[Begin]
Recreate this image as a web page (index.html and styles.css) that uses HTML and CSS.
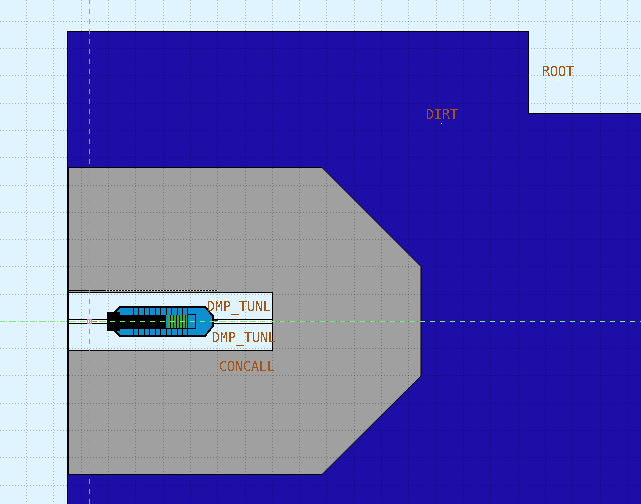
FILE: index.html
```html
<!DOCTYPE html>
<html lang="en">
<head>
<meta charset="utf-8">
<title>Geometry view</title>
<link rel="stylesheet" href="styles.css">
</head>
<body>
<svg class="canvas" width="641" height="504" viewBox="0 0 641 504" xmlns="http://www.w3.org/2000/svg">
  <defs>
    <filter id="crisp" x="-5%" y="-20%" width="110%" height="140%" color-interpolation-filters="sRGB">
      <feComponentTransfer>
        <feFuncA type="discrete" tableValues="0 0 1 1"/>
      </feComponentTransfer>
    </filter>
  </defs>

  <!-- regions -->
  <path class="dirt" d="M67.500 31.500H528.500V113.500H642V505H67.500Z"/>
  <path class="concrete" d="M68 167.500H322L421 266.500V376L322 474.500H68Z"/>
  <rect class="tunnel" x="68.500" y="292.500" width="204" height="58"/>
  <rect class="bore" x="68" y="319.500" width="204.500" height="4"/>
  <path class="edge-thick" d="M68 167V475"/>
  <path class="edge-top" d="M68 290.500H218"/>
  <path class="edge-dots" d="M106 290.500H218"/>

  <!-- grid -->
  <path class="grid" d="M26.500 0V504M53.500 0V504M81.500 0V504M108.500 0V504M135.500 0V504M163.500 0V504M190.500 0V504M217.500 0V504M245.500 0V504M272.500 0V504M299.500 0V504M326.500 0V504M354.500 0V504M381.500 0V504M408.500 0V504M436.500 0V504M463.500 0V504M490.500 0V504M518.500 0V504M545.500 0V504M572.500 0V504M600.500 0V504M627.500 0V504"/>
  <path class="grid" d="M0 21.500H641M0 48.500H641M0 75.500H641M0 103.500H641M0 130.500H641M0 157.500H641M0 185.500H641M0 212.500H641M0 239.500H641M0 266.500H641M0 294.500H641M0 321.500H641M0 348.500H641M0 375.500H641M0 403.500H641M0 430.500H641M0 457.500H641M0 485.500H641"/>

  <!-- device -->
  <path class="needle" d="M196 320H218L212 323H196Z"/>
  <path class="shell" d="M120 307H205L213 316V326L205 336H120L114 330V313Z"/>
  <rect class="core" x="107" y="312" width="13" height="19"/>
  <rect class="core" x="116" y="314.500" width="72" height="14"/>
  <path class="ribs" d="M133.500 307V336M138.500 307V336M144.500 307V336M149.500 307V336M155.500 307V336M160.500 307V336M166.500 307V336M171.500 307V336M177.500 307V336M182.500 307V336M187.500 307V336"/>
  <rect class="coil-lead" x="166" y="315" width="2" height="13"/>
  <path class="coil-lines" d="M169 315V328M172 315V328M175 315V328M178 315V328M181 315V328M184 315V328M186.500 315V328"/>
  <rect class="tip-box" x="187.500" y="314.500" width="7.500" height="14"/>

  <!-- labels -->
  <g class="labels">
    <text class="label" x="542" y="76">ROOT</text>
    <text class="label" x="426" y="119">DIRT</text>
    <text class="label" x="207" y="311">DMP_TUNL</text>
    <text class="label" x="212" y="342">DMP_TUNL</text>
    <text class="label" x="219" y="371">CONCALL</text>
  </g>
  <rect class="speck" x="558" y="80" width="1" height="1"/>
  <rect class="speck" x="441" y="123" width="1" height="1"/>
  <rect class="speck" x="239" y="315" width="1" height="1"/>

  <!-- guides -->
  <path class="axis-x" d="M0 321.500H641"/>
  <path class="axis-red" d="M93 321.500H97"/>
  <path class="axis-y" d="M89.500 0V504"/>
  <rect class="origin" x="87.500" y="319.500" width="4" height="4"/>
</svg>
</body>
</html>
```

FILE: styles.css
```css
html, body {
  margin: 0;
  padding: 0;
  background: #e0f4ff;
  overflow: hidden;
}

.canvas {
  display: block;
  shape-rendering: crispEdges;
}

.dirt {
  fill: #1e0ea8;
  stroke: #000;
  stroke-width: 1;
}

.concrete {
  fill: #a0a0a0;
  stroke: #000;
  stroke-width: 1;
  shape-rendering: auto;
}

.tunnel {
  fill: #e0f4ff;
  stroke: #000;
  stroke-width: 1;
}

.bore {
  fill: #fff;
  stroke: #000;
  stroke-width: 1;
}

.edge-thick {
  stroke: #000;
  stroke-width: 2;
  fill: none;
}

.edge-top {
  stroke: #000;
  stroke-width: 1;
  fill: none;
}

.edge-dots {
  stroke: #fff;
  stroke-width: 1;
  stroke-dasharray: 1 2;
  fill: none;
}

.grid {
  fill: none;
  stroke: #000;
  stroke-opacity: 0.25;
  stroke-width: 1;
  stroke-dasharray: 1 2;
}

.needle {
  fill: #0d8fd0;
  stroke: #000;
  stroke-width: 0.5;
}

.shell {
  fill: #0d8fd0;
  stroke: #000;
  stroke-width: 2;
}

.core {
  fill: #000;
}

.ribs {
  stroke: #000;
  stroke-width: 1;
  fill: none;
}

.coil-lead {
  fill: #0d8fd0;
}

.coil-lines {
  stroke: #30b030;
  stroke-width: 2;
  fill: none;
}

.tip-box {
  fill: #0d8fd0;
  stroke: #000;
  stroke-width: 1;
}

.labels {
  filter: url(#crisp);
}

.label {
  font-family: "DejaVu Sans Mono", monospace;
  font-size: 13.300px;
  fill: #a8540f;
}

.speck {
  fill: #fff;
}

.axis-x {
  stroke: #78f078;
  stroke-width: 1;
  stroke-dasharray: 5 5;
  fill: none;
}

.axis-red {
  stroke: #e06060;
  stroke-width: 1;
  fill: none;
}

.axis-y {
  stroke: #f060f0;
  stroke-width: 1;
  stroke-dasharray: 5 5;
  stroke-dashoffset: 1;
  fill: none;
}

.origin {
  fill: none;
  stroke: #f060f0;
  stroke-width: 1;
}
```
[End]
### WHAT IS ASKED
Would you return the data exactly as written, without the pictures?

### COMPLETE OUTPUT
Recreate this image as a web page (index.html and styles.css) that uses HTML and CSS.
FILE: index.html
```html
<!DOCTYPE html>
<html lang="en">
<head>
<meta charset="utf-8">
<title>Geometry view</title>
<link rel="stylesheet" href="styles.css">
</head>
<body>
<svg class="canvas" width="641" height="504" viewBox="0 0 641 504" xmlns="http://www.w3.org/2000/svg">
  <defs>
    <filter id="crisp" x="-5%" y="-20%" width="110%" height="140%" color-interpolation-filters="sRGB">
      <feComponentTransfer>
        <feFuncA type="discrete" tableValues="0 0 1 1"/>
      </feComponentTransfer>
    </filter>
  </defs>

  <!-- regions -->
  <path class="dirt" d="M67.500 31.500H528.500V113.500H642V505H67.500Z"/>
  <path class="concrete" d="M68 167.500H322L421 266.500V376L322 474.500H68Z"/>
  <rect class="tunnel" x="68.500" y="292.500" width="204" height="58"/>
  <rect class="bore" x="68" y="319.500" width="204.500" height="4"/>
  <path class="edge-thick" d="M68 167V475"/>
  <path class="edge-top" d="M68 290.500H218"/>
  <path class="edge-dots" d="M106 290.500H218"/>

  <!-- grid -->
  <path class="grid" d="M26.500 0V504M53.500 0V504M81.500 0V504M108.500 0V504M135.500 0V504M163.500 0V504M190.500 0V504M217.500 0V504M245.500 0V504M272.500 0V504M299.500 0V504M326.500 0V504M354.500 0V504M381.500 0V504M408.500 0V504M436.500 0V504M463.500 0V504M490.500 0V504M518.500 0V504M545.500 0V504M572.500 0V504M600.500 0V504M627.500 0V504"/>
  <path class="grid" d="M0 21.500H641M0 48.500H641M0 75.500H641M0 103.500H641M0 130.500H641M0 157.500H641M0 185.500H641M0 212.500H641M0 239.500H641M0 266.500H641M0 294.500H641M0 321.500H641M0 348.500H641M0 375.500H641M0 403.500H641M0 430.500H641M0 457.500H641M0 485.500H641"/>

  <!-- device -->
  <path class="needle" d="M196 320H218L212 323H196Z"/>
  <path class="shell" d="M120 307H205L213 316V326L205 336H120L114 330V313Z"/>
  <rect class="core" x="107" y="312" width="13" height="19"/>
  <rect class="core" x="116" y="314.500" width="72" height="14"/>
  <path class="ribs" d="M133.500 307V336M138.500 307V336M144.500 307V336M149.500 307V336M155.500 307V336M160.500 307V336M166.500 307V336M171.500 307V336M177.500 307V336M182.500 307V336M187.500 307V336"/>
  <rect class="coil-lead" x="166" y="315" width="2" height="13"/>
  <path class="coil-lines" d="M169 315V328M172 315V328M175 315V328M178 315V328M181 315V328M184 315V328M186.500 315V328"/>
  <rect class="tip-box" x="187.500" y="314.500" width="7.500" height="14"/>

  <!-- labels -->
  <g class="labels">
    <text class="label" x="542" y="76">ROOT</text>
    <text class="label" x="426" y="119">DIRT</text>
    <text class="label" x="207" y="311">DMP_TUNL</text>
    <text class="label" x="212" y="342">DMP_TUNL</text>
    <text class="label" x="219" y="371">CONCALL</text>
  </g>
  <rect class="speck" x="558" y="80" width="1" height="1"/>
  <rect class="speck" x="441" y="123" width="1" height="1"/>
  <rect class="speck" x="239" y="315" width="1" height="1"/>

  <!-- guides -->
  <path class="axis-x" d="M0 321.500H641"/>
  <path class="axis-red" d="M93 321.500H97"/>
  <path class="axis-y" d="M89.500 0V504"/>
  <rect class="origin" x="87.500" y="319.500" width="4" height="4"/>
</svg>
</body>
</html>
```

FILE: styles.css
```css
html, body {
  margin: 0;
  padding: 0;
  background: #e0f4ff;
  overflow: hidden;
}

.canvas {
  display: block;
  shape-rendering: crispEdges;
}

.dirt {
  fill: #1e0ea8;
  stroke: #000;
  stroke-width: 1;
}

.concrete {
  fill: #a0a0a0;
  stroke: #000;
  stroke-width: 1;
  shape-rendering: auto;
}

.tunnel {
  fill: #e0f4ff;
  stroke: #000;
  stroke-width: 1;
}

.bore {
  fill: #fff;
  stroke: #000;
  stroke-width: 1;
}

.edge-thick {
  stroke: #000;
  stroke-width: 2;
  fill: none;
}

.edge-top {
  stroke: #000;
  stroke-width: 1;
  fill: none;
}

.edge-dots {
  stroke: #fff;
  stroke-width: 1;
  stroke-dasharray: 1 2;
  fill: none;
}

.grid {
  fill: none;
  stroke: #000;
  stroke-opacity: 0.25;
  stroke-width: 1;
  stroke-dasharray: 1 2;
}

.needle {
  fill: #0d8fd0;
  stroke: #000;
  stroke-width: 0.5;
}

.shell {
  fill: #0d8fd0;
  stroke: #000;
  stroke-width: 2;
}

.core {
  fill: #000;
}

.ribs {
  stroke: #000;
  stroke-width: 1;
  fill: none;
}

.coil-lead {
  fill: #0d8fd0;
}

.coil-lines {
  stroke: #30b030;
  stroke-width: 2;
  fill: none;
}

.tip-box {
  fill: #0d8fd0;
  stroke: #000;
  stroke-width: 1;
}

.labels {
  filter: url(#crisp);
}

.label {
  font-family: "DejaVu Sans Mono", monospace;
  font-size: 13.300px;
  fill: #a8540f;
}

.speck {
  fill: #fff;
}

.axis-x {
  stroke: #78f078;
  stroke-width: 1;
  stroke-dasharray: 5 5;
  fill: none;
}

.axis-red {
  stroke: #e06060;
  stroke-width: 1;
  fill: none;
}

.axis-y {
  stroke: #f060f0;
  stroke-width: 1;
  stroke-dasharray: 5 5;
  stroke-dashoffset: 1;
  fill: none;
}

.origin {
  fill: none;
  stroke: #f060f0;
  stroke-width: 1;
}
```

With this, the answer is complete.